A Wasted Life and Hared is at once an anomaly and an anachronism. Instead of being published as a novel in the year 1892, it should have made its appearance as a melodrama in the palmy days of the transpontine stage, when South London in its thousands gloated over the dying agonies of the wicked baronet, and cheered the final triumph of the 'umble 'ero. There is a wicked baronet here, to whom Lady Gertrude Stock has given the usual black eyes (natural, not artificial), and the appropriate diabolical expression which is the badge of his tribe. There is also the humble hero, who is in the bread-baking business, and who has lovely sentiments at his command, though it must be admitted that in their expression he is not quite so eloquent as Annabel Gray's Philip.

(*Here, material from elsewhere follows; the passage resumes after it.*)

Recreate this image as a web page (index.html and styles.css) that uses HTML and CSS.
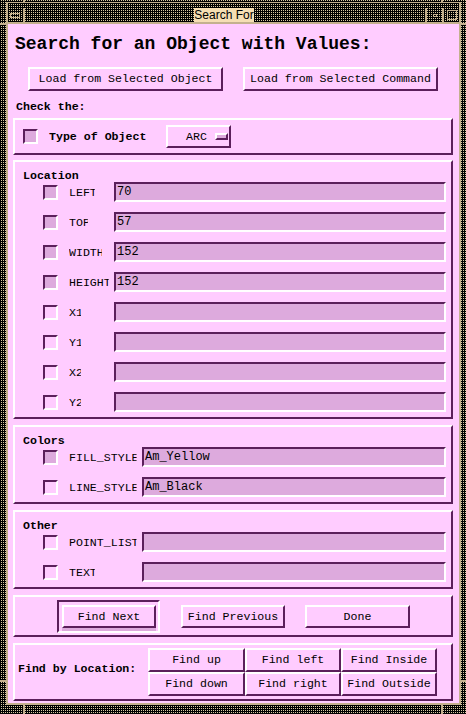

In her conception of the character of the heroine, Lady Gertrude Stock has, however, struck out in a new direction, for Maud Deering is by no means a wholly estimable young person, and her conduct to the faithful Jack would bring down upon her the deserved disapproval of the gallery. Still, her punishment suffices to fit her offence, or rather, her offences, and the story, which ends with her release from penal servitude for shooting the wicked baronet, is not wanting in general ingenuity, or even—strange as it may seem—in occasional lifelikeness. It has, moreover, one virtue of the melodramas which it so closely resembles, inasmuch as its moral tone is irreproachable. There is no tampering with ethical distinctions, but rather a robust blackening of black and whitening of white.